Redis 5.0 (2018) added Streams—append-only logs modeled after Kafka. The defining feature was “Consumer Groups,” allowing multiple clients to collaboratively process event data with acknowledgment mechanisms and automatic reclaim of messages from failed consumers.
Enterprise needs : security and performance (v6.0 – v7.4)
Access Control and Multi-threading (v6.0)
Redis 6.0 (2020) moved beyond the single AUTH password to Access Control Lists (ACLs), enabling users with granular permissions on specific commands or key patterns. Native TLS supported encryption for all traffic.
Increasing performance through multi-threaded I/O. While command execution remained single-threaded (preserving atomicity), reading operations from sockets and formatting responses moved to background threads. This addressed the I/O bottleneck that emerged in high-concurrency environments.
RESP3 Protocol
RESP3 improved client capabilities by introducing native types for Maps, Sets, and Doubles. In RESP2, complex types are returned as simple arrays, which means clients need to interpret results based on command context. RESP3 also added “Push” types for out-of-band notifications, enabling client-side caching where Redis notifies clients when cached keys are modified.
Architectural Improvements (v7.0)
Redis 7.0 (2022) introduced “Redis Functions,” evolving Lua scripting into first-class database elements loaded once and callable by any client. This decoupled server-side logic from application code.
The version fundamentally changed AOF persistence with Multi-part AOF (MP-AOF). Previously, AOF rewriting required a rewrite buffer to capture concurrent writes, causing memory spikes. MP-AOF split the AOF into a “base” file (snapshot) and multiple “incremental” files tracked by a manifest, eliminating the rewrite buffer.

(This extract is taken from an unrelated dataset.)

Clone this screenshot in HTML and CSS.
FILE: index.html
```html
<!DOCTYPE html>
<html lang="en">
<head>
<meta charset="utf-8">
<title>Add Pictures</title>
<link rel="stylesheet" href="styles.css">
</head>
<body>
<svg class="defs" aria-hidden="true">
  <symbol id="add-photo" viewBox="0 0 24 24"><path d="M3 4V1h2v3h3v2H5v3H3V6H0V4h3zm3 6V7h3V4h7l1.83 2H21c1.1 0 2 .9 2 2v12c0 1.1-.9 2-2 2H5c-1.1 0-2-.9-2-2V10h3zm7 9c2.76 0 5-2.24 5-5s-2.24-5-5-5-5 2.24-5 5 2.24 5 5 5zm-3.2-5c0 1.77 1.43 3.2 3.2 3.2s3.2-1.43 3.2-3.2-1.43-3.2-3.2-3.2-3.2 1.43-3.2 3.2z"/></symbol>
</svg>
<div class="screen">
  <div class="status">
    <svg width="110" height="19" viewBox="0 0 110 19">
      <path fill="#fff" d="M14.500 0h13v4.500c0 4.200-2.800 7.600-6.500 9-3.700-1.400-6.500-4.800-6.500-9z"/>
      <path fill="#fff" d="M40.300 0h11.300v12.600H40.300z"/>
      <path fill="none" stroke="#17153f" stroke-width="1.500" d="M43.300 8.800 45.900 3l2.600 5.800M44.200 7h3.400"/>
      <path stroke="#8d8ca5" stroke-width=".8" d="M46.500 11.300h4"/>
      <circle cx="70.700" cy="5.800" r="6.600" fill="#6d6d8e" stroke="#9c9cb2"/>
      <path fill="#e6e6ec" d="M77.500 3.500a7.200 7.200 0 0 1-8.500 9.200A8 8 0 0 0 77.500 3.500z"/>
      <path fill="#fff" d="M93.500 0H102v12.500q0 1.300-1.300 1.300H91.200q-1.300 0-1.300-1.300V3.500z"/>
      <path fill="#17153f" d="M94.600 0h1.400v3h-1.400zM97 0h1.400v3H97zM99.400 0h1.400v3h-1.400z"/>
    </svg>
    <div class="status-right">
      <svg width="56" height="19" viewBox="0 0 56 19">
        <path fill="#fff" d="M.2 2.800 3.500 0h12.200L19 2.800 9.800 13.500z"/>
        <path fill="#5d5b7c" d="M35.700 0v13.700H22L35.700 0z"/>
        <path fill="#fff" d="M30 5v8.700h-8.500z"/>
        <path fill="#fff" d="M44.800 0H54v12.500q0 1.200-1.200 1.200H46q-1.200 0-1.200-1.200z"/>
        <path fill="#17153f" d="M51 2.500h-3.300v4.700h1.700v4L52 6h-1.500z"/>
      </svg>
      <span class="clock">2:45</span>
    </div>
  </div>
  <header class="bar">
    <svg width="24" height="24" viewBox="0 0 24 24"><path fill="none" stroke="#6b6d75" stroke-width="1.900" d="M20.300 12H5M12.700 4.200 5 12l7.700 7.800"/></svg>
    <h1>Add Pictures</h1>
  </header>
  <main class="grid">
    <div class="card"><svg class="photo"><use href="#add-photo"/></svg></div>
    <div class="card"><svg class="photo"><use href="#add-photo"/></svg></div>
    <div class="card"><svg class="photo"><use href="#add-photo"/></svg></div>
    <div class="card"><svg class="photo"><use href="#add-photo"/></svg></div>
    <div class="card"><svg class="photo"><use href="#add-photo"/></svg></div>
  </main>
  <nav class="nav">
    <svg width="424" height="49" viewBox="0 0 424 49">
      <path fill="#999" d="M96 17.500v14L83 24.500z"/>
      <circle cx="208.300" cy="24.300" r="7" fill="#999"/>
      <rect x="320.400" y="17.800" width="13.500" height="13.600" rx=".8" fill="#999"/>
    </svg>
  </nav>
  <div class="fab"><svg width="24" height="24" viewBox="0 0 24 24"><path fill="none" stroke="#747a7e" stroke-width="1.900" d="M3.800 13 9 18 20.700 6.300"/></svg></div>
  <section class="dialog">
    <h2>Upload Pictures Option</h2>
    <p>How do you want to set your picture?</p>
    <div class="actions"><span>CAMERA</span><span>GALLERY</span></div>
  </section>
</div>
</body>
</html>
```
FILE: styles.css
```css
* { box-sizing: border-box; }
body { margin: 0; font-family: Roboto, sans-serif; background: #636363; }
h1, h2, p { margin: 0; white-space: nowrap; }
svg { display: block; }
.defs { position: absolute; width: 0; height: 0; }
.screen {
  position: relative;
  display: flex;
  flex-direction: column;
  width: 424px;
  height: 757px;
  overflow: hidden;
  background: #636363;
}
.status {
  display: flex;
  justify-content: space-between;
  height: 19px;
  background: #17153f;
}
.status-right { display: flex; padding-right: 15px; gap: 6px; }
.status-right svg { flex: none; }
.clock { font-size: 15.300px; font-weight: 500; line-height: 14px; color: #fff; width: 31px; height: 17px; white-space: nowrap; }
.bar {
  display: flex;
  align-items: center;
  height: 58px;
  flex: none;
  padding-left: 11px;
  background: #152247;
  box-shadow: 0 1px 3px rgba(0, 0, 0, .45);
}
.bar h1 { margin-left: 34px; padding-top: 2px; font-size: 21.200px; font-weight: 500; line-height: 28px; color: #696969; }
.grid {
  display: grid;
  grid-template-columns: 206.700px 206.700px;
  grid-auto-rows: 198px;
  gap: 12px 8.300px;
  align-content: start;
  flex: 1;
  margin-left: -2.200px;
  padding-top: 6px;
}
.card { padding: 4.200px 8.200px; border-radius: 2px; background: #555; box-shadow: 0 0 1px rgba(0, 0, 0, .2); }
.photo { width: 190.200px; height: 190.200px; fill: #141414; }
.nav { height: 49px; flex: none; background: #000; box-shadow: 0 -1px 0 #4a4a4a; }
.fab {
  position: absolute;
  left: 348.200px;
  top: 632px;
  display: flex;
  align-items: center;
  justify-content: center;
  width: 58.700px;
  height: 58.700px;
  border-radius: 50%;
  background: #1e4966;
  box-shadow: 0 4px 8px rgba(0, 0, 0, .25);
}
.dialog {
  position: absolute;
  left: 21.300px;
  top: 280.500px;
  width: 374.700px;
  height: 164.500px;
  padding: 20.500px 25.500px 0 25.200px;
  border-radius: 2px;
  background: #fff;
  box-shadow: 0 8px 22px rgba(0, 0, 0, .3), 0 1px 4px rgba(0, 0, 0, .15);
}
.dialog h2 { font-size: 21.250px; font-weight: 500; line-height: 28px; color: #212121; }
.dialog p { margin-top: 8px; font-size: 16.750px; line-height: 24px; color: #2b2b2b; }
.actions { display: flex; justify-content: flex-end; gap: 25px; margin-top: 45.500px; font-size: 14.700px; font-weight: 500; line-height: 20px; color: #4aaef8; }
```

| Feature | Version | Impact |
| Redis Cluster | 3.0 | Horizontal scaling via hash slots |
| Lua Scripting | 2.6 | Atomic server-side operations |
| Modules API | 4.0 | Extensible data types |
| ACLs | 6.0 | Granular security controls |
| Multi-threaded I/O | 6.0 | Background I/O processing |
| MP-AOF | 7.0 | Eliminated rewrite buffer overhead |
AI : Multi-Model Platform (v8.0 – v8.4)
The Converged Platform (v8.0)
Redis 8.0 integrated the previously separate “Redis Stack” modules into core, transforming Redis into a multi-model database. The “Redis Query Engine” – evolved from RediSearch – enabled secondary indexing, full-text search, and vector similarity search in one system.
New integrated data structures:
- JSON: Native document storage with JSONPath
- TimeSeries: Optimized timestamped data storage
- Vector Set: High-dimensional data for AI semantic search
- Probabilistic Structures: Bloom Filters, Count-min sketch, Top-K
Performance improvements reached 87% latency reduction and 2x throughput via optimized command paths and asynchronous I/O threading. Replication speed increased 18% through simultaneous base/incremental streaming.
Threading Evolution
The journey from single-threaded to multi-threaded represents careful architectural evolution:
v1.0 – v5.0: main thread handled everything—socket reads, protocol parsing, command execution, response formatting, and socket writes.

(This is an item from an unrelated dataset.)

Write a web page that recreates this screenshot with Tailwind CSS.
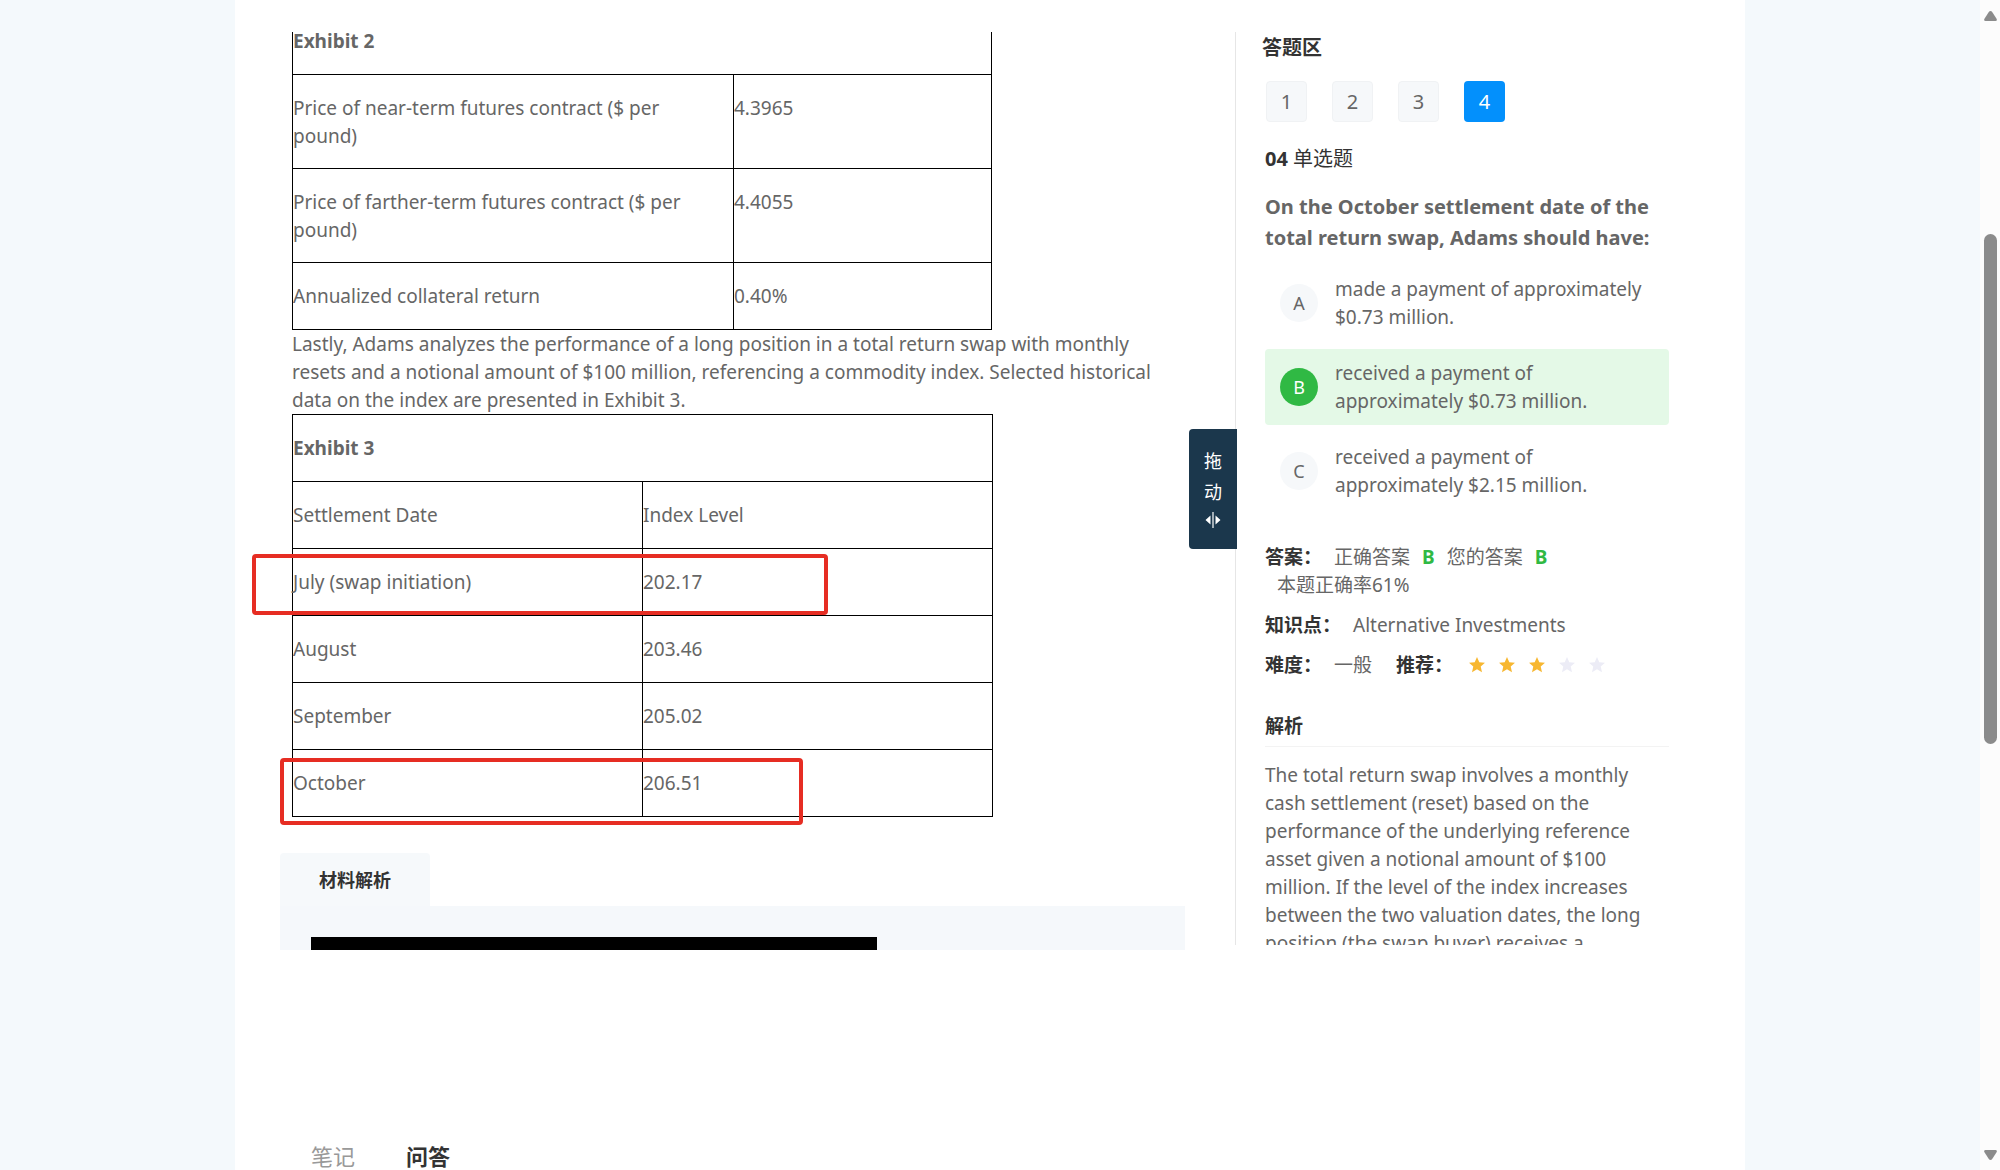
<!DOCTYPE html>
<html lang="zh-CN">
<head>
<meta charset="utf-8">
<title>答题区</title>
<script src="https://cdn.jsdelivr.net/npm/@tailwindcss/browser@4"></script>
</head>
<body class="flex h-screen overflow-hidden bg-[#f4f9fc] font-['Noto_Sans','Noto_Sans_CJK_SC',sans-serif] text-[19px] leading-7 text-[#666]">
<div class="min-w-0 flex-1">
  <main class="mx-auto h-full w-full max-w-[1510px] bg-white pt-8">
    <div class="flex">
      <!-- Reading material -->
      <section class="relative ml-[17px] h-[918px] min-w-0 flex-1 overflow-hidden pl-7 pr-1">
        <div class="-mt-[25px] px-3">
          <table class="w-[700px] table-fixed border-collapse text-left">
            <colgroup><col class="w-[441px]"><col></colgroup>
            <tbody>
              <tr><th colspan="2" class="border border-black py-[19px] font-bold">Exhibit 2</th></tr>
              <tr><td class="border border-black pt-[19px] pb-[18px] pr-4 align-top">Price of near-term futures contract ($ per pound)</td><td class="border border-black pt-[19px] pb-[18px] align-top">4.3965</td></tr>
              <tr><td class="border border-black pt-[19px] pb-[18px] pr-4 align-top">Price of farther-term futures contract ($ per pound)</td><td class="border border-black pt-[19px] pb-[18px] align-top">4.4055</td></tr>
              <tr><td class="border border-black py-[19px] pr-4">Annualized collateral return</td><td class="border border-black py-[19px]">0.40%</td></tr>
            </tbody>
          </table>
          <p>Lastly, Adams analyzes the performance of a long position in a total return swap with monthly resets and a notional amount of $100 million, referencing a commodity index. Selected historical data on the index are presented in Exhibit 3.</p>
          <table class="w-[701px] table-fixed border-collapse text-left">
            <tbody>
              <tr><th colspan="2" class="border border-black py-[19px] font-bold">Exhibit 3</th></tr>
              <tr><td class="border border-black py-[19px]">Settlement Date</td><td class="border border-black py-[19px]">Index Level</td></tr>
              <tr><td class="border border-black py-[19px]">July (swap initiation)</td><td class="border border-black py-[19px]">202.17</td></tr>
              <tr><td class="border border-black py-[19px]">August</td><td class="border border-black py-[19px]">203.46</td></tr>
              <tr><td class="border border-black py-[19px]">September</td><td class="border border-black py-[19px]">205.02</td></tr>
              <tr><td class="border border-black py-[19px]">October</td><td class="border border-black py-[19px]">206.51</td></tr>
            </tbody>
          </table>
        </div>
        <div class="mt-9">
          <h2 class="flex h-[53px] w-[150px] items-center justify-center rounded-t bg-[#f6f9fb] text-lg font-bold text-[#333]">材料解析</h2>
          <div class="bg-[#f5f8fb] px-[31px] pt-[31px]"><div class="h-10 w-[566px] bg-black"></div></div>
        </div>
        <!-- Marker frames over the July and October rows -->
        <div class="absolute left-0 top-[522px] h-[61px] w-[576px] rounded border-4 border-[#e62d23]"></div>
        <div class="absolute left-7 top-[726px] h-[67px] w-[523px] rounded border-4 border-[#e62d23]"></div>
      </section>

      <!-- Answer area -->
      <aside class="relative ml-[46px] h-[913px] w-[510px] border-l border-[#e6e6e6]">
        <button type="button" class="absolute -left-[47px] top-[397px] flex h-[120px] w-12 flex-col items-center rounded-l bg-[#1b374c] pt-[17px] text-lg leading-[31px] text-white">
          <span>拖</span><span>动</span>
          <svg class="mt-[3px]" width="16" height="18" viewBox="0 0 16 18" fill="#fff"><path d="M5.500 4.500v9L.5 9zM10.500 4.500v9l5-4.500z"/><path d="M7.400 1h1.200v16H7.400z"/></svg>
        </button>
        <div class="h-full overflow-hidden pl-[29px] pr-[76px]">
          <h2 class="-ml-[3px] text-xl leading-8 font-bold text-[#333]">答题区</h2>
          <nav class="mt-[17px] flex gap-[25px] pl-px text-xl">
            <button type="button" class="size-[41px] rounded border border-[#f0f2f4] bg-[#f6f8fa]">1</button>
            <button type="button" class="size-[41px] rounded border border-[#f0f2f4] bg-[#f6f8fa]">2</button>
            <button type="button" class="size-[41px] rounded border border-[#f0f2f4] bg-[#f6f8fa]">3</button>
            <button type="button" class="size-[41px] rounded bg-[#0390fc] text-white">4</button>
          </nav>
          <h3 class="mt-[22px] text-xl leading-[30px] text-[#333]"><b>04</b> 单选题</h3>
          <p class="mt-[17px] text-xl leading-[31px] font-bold">On the October settlement date of the total return swap, Adams should have:</p>
          <ul class="mt-3 flex flex-col gap-2">
            <li><button type="button" class="flex w-full items-center gap-[17px] rounded py-2.5 pr-2.5 pl-[15px] text-left"><span class="grid size-[38px] shrink-0 place-items-center rounded-full bg-[#f6f8fa] text-lg">A</span><span>made a payment of approximately $0.73 million.</span></button></li>
            <li><button type="button" class="flex w-full items-center gap-[17px] rounded bg-[#e4f9e7] py-2.5 pr-2.5 pl-[15px] text-left"><span class="grid size-[38px] shrink-0 place-items-center rounded-full bg-[#30b944] text-lg text-white">B</span><span>received a payment of approximately $0.73 million.</span></button></li>
            <li><button type="button" class="flex w-full items-center gap-[17px] rounded py-2.5 pr-2.5 pl-[15px] text-left"><span class="grid size-[38px] shrink-0 place-items-center rounded-full bg-[#f6f8fa] text-lg">C</span><span>received a payment of approximately $2.15 million.</span></button></li>
          </ul>
          <div class="mt-[34px] flex"><b class="w-[69px] text-[#333]">答案：</b><span>正确答案</span><b class="ml-3 text-[#30b944]">B</b><span class="ml-3">您的答案</span><b class="ml-3 text-[#30b944]">B</b></div>
          <p class="pl-3">本题正确率61%</p>
          <div class="mt-3 flex"><b class="w-[88px] text-[#333]">知识点：</b><span>Alternative Investments</span></div>
          <div class="mt-3 flex"><b class="w-[69px] text-[#333]">难度：</b><span>一般</span><b class="ml-6 text-[#333]">推荐：</b>
            <span class="ml-4 flex items-center gap-3.5">
              <svg width="16" height="16" viewBox="0 0 16 16" fill="#f7b731"><path d="M8 0l2.3 5.2 5.7.6-4.300 3.800L13 15.200 8 12.200 3 15.200 4.300 9.600 0 5.800l5.700-.6z"/></svg>
              <svg width="16" height="16" viewBox="0 0 16 16" fill="#f7b731"><path d="M8 0l2.3 5.2 5.7.6-4.300 3.800L13 15.200 8 12.200 3 15.200 4.300 9.600 0 5.800l5.700-.6z"/></svg>
              <svg width="16" height="16" viewBox="0 0 16 16" fill="#f7b731"><path d="M8 0l2.3 5.2 5.7.6-4.300 3.800L13 15.200 8 12.200 3 15.200 4.300 9.600 0 5.800l5.700-.6z"/></svg>
              <svg width="16" height="16" viewBox="0 0 16 16" fill="#ececf6"><path d="M8 0l2.3 5.2 5.7.6-4.300 3.800L13 15.200 8 12.200 3 15.200 4.300 9.600 0 5.800l5.700-.6z"/></svg>
              <svg width="16" height="16" viewBox="0 0 16 16" fill="#ececf6"><path d="M8 0l2.3 5.2 5.7.6-4.300 3.800L13 15.200 8 12.200 3 15.200 4.300 9.600 0 5.800l5.700-.6z"/></svg>
            </span>
          </div>
          <h3 class="mt-[33px] border-b border-[#f3f3f3] pb-1.5 font-bold text-[#333]">解析</h3>
          <p class="mt-3.5">The total return swap involves a monthly cash settlement (reset) based on the performance of the underlying reference asset given a notional amount of $100 million. If the level of the index increases between the two valuation dates, the long position (the swap buyer) receives a</p>
        </div>
      </aside>
    </div>
    <nav class="mt-[190px] flex gap-[51px] pl-[76px] text-[22px] leading-8">
      <a href="#" class="text-[#999]">笔记</a>
      <a href="#" class="font-bold text-[#333]">问答</a>
    </nav>
  </main>
</div>
<!-- Window scrollbar -->
<div class="flex h-full w-5 flex-col items-center bg-[#fcfcfc] pt-[11px] pb-2.5">
  <svg width="13" height="10" viewBox="0 0 13 10" fill="#8b8b8b"><path d="M6.500 0Q7.500 0 8.200 1L12.700 8Q13.300 10 11.500 10H1.500Q-.3 10 .3 8L4.800 1Q5.500 0 6.500 0z"/></svg>
  <div class="mt-[213px] h-[510px] w-[13px] rounded-full bg-[#8b8b8b]"></div>
  <svg class="mt-auto" width="13" height="10" viewBox="0 0 13 10" fill="#8b8b8b"><path d="M6.500 10Q7.500 10 8.200 9L12.700 2Q13.300 0 11.500 0H1.500Q-.3 0 .3 2L4.800 9Q5.500 10 6.500 10z"/></svg>
</div>
</body>
</html>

v6.0: I/O threads handled socket operations and protocol formatting, while the main thread executed commands atomically.
v8.0: incremental improvements to IO threading.
v8.4: I/O threads assigned to specific clients handle entire read/parse cycles. Main thread processes batches of parsed queries and generates replies, which I/O threads write back. This delivers up to 112% throughput improvement on 8-core systems.
Recent Innovations (v8.2 – v8.4)
Redis 8.2 introduced vector compression (BF16 and FP16 types), reducing memory footprint for AI embeddings. The CLUSTER SLOT-STATS command provided per-slot metrics for CPU, network, and key count.
Redis 8.4 added the FT.HYBRID command for “hybrid search”—combining full-text keywords with semantic vector similarity in a single query. JSON array memory efficiency improved up to 92% through “inlining” numeric values and short strings.
Key Trends and Implications
Beyond caching: Redis’s evolution proves that high-performance in-memory systems have to be able to do more than simple caching. As RAM became cheaper, users demanded sophisticated query capabilities.
Developer experience as a strategy: Redis’s success came from mapping programming language data structures (Lists, Sets, Hashes) directly to the database. The integration of JSON and Vector Sets continues this pattern for web development and AI applications.
Single-threading limitation: while single-threading simplified Redis and provided deterministic behavior, it eventually hit performance limits on modern multi-core CPUs. The careful threading evolution—offloading everything except memory mutation—shows how to modernize architecture while preserving fundamental guarantees like atomicity.
Conclusion
Redis evolved from a 2009 prototype to the world’s most popular in-memory data platform through the pursuit of “data locality” – storing data in structures that fit use cases and executing logic alongside that data. Sixteen years has seen improvements in aspects like performance and scaling. The addition of vector sets and hybrid search will see it maintain its much-loved-by-developers status and keep it relevant for new use cases.